** Start Data listing **

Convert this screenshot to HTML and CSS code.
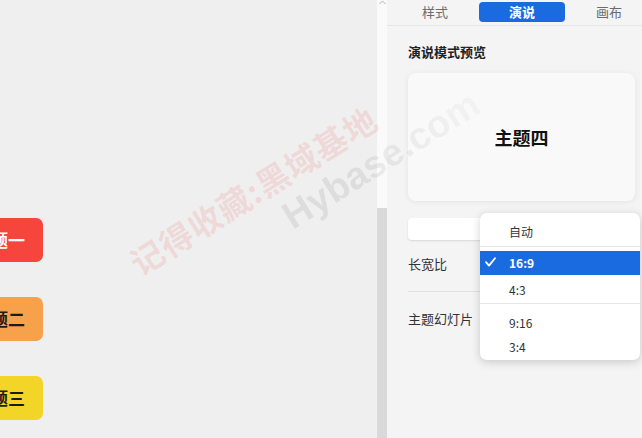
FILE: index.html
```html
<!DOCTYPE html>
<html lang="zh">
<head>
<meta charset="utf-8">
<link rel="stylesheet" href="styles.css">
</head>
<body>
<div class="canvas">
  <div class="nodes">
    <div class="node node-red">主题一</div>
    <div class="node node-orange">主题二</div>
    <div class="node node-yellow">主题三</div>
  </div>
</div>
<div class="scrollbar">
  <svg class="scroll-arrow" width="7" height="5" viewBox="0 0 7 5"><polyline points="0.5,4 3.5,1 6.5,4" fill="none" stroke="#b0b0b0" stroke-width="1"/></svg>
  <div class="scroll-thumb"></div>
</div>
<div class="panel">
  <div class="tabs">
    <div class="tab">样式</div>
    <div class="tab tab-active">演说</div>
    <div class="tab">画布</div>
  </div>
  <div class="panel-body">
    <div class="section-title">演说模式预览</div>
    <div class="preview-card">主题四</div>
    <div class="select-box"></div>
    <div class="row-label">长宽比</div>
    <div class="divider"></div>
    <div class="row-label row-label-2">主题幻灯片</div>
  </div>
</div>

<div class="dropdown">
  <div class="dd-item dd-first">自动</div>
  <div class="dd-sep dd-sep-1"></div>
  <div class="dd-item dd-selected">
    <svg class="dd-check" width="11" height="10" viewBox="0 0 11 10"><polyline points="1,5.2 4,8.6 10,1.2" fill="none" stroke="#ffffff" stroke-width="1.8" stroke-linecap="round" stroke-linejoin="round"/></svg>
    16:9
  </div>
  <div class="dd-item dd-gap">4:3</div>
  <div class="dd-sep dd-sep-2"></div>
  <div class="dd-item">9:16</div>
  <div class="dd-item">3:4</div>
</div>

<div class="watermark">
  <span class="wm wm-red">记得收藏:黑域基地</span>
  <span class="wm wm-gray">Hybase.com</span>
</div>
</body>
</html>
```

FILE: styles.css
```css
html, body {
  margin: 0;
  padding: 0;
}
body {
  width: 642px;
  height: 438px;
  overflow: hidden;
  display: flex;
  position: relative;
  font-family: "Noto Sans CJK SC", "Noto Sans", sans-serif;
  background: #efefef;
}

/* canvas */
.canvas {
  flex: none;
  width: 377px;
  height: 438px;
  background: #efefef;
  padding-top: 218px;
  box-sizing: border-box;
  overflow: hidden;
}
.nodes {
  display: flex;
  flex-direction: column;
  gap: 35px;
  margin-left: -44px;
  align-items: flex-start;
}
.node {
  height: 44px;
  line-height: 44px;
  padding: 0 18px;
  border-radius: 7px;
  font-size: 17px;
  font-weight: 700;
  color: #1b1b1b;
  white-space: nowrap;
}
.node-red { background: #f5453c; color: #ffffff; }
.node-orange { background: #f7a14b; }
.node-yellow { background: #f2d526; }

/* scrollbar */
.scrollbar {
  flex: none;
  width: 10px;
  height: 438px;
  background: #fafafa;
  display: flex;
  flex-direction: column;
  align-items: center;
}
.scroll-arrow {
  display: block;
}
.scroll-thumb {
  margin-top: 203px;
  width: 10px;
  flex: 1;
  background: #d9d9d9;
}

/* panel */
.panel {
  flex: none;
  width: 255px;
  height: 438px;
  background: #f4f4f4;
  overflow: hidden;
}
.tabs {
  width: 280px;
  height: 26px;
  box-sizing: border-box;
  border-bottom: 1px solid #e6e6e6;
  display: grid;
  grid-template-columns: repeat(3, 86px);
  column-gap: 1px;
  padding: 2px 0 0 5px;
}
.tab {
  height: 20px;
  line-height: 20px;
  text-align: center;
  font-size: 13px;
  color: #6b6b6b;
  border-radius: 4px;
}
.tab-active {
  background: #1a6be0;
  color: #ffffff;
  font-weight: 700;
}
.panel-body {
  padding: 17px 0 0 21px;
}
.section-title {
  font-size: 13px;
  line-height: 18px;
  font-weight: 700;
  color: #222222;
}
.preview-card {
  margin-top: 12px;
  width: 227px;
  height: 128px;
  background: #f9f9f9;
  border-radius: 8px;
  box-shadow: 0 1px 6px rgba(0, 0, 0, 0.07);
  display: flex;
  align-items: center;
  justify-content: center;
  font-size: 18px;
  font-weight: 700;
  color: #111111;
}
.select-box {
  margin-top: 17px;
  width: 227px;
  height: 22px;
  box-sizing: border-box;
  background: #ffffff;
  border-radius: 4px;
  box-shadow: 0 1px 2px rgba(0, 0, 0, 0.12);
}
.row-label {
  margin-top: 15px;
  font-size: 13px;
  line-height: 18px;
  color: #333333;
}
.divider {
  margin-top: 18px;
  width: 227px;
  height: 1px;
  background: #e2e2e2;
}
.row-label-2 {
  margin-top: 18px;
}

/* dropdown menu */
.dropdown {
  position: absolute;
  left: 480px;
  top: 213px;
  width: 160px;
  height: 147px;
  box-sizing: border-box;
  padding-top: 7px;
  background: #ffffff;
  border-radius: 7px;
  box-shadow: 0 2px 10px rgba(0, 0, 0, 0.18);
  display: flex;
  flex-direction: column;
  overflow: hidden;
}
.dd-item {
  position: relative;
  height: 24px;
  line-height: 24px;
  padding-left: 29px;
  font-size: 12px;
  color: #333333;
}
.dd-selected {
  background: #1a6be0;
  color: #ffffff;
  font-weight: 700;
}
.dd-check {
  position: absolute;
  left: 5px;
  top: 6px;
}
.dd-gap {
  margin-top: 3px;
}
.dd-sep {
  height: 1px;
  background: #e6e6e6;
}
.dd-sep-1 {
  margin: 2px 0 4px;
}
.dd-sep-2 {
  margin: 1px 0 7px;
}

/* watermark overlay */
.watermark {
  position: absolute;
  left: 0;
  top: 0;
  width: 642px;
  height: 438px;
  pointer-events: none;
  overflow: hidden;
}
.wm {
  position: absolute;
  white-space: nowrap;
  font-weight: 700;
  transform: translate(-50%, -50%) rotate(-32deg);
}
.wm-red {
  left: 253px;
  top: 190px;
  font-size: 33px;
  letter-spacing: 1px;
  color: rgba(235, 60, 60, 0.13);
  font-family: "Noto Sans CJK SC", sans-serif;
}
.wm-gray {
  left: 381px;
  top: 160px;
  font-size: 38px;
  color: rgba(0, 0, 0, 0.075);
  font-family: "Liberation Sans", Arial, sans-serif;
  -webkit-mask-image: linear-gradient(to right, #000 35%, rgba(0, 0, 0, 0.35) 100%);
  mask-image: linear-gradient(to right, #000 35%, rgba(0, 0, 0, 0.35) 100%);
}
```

** End Data listing **
** Start Data listing **

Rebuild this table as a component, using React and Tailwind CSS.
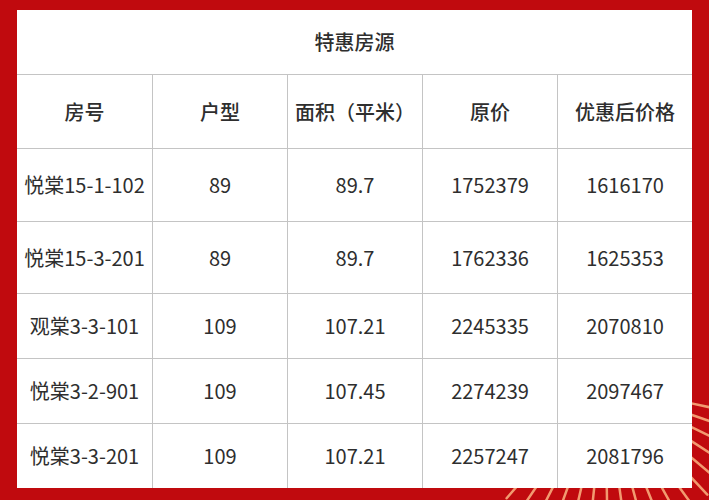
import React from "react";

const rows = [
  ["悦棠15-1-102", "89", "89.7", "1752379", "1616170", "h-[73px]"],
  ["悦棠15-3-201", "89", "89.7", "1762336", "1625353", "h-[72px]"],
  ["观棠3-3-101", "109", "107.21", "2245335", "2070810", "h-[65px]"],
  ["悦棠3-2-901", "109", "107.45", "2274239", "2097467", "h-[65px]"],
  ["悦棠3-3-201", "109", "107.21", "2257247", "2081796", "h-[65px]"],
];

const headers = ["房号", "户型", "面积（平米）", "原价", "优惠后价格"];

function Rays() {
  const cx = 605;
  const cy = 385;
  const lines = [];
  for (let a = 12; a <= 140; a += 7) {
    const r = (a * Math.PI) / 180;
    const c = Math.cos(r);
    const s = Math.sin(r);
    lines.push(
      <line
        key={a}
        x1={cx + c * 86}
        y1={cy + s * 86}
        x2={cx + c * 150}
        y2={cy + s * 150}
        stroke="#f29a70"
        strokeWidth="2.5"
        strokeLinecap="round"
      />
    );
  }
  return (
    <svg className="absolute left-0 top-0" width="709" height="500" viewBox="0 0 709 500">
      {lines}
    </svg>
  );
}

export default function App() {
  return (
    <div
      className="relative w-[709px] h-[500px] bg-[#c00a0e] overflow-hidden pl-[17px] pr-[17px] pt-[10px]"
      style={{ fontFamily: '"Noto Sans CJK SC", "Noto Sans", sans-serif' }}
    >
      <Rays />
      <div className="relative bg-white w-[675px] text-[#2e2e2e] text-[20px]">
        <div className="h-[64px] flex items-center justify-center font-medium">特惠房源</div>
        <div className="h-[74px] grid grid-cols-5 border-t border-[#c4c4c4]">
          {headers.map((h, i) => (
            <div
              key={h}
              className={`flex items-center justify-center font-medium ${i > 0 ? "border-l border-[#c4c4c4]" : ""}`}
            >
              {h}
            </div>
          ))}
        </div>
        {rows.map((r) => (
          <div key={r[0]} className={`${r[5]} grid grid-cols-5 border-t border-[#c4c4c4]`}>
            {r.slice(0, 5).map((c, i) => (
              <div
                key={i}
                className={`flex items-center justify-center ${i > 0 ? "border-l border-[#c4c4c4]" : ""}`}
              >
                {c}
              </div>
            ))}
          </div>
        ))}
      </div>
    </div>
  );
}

** End Data listing **

**What you should do:**
Make an exact copy of the lines from the one containing "Rebuild this table" to the one containing "import React from", keeping both and leaving out every picture.

**Complete answer:**
Rebuild this table as a component, using React and Tailwind CSS.
import React from "react";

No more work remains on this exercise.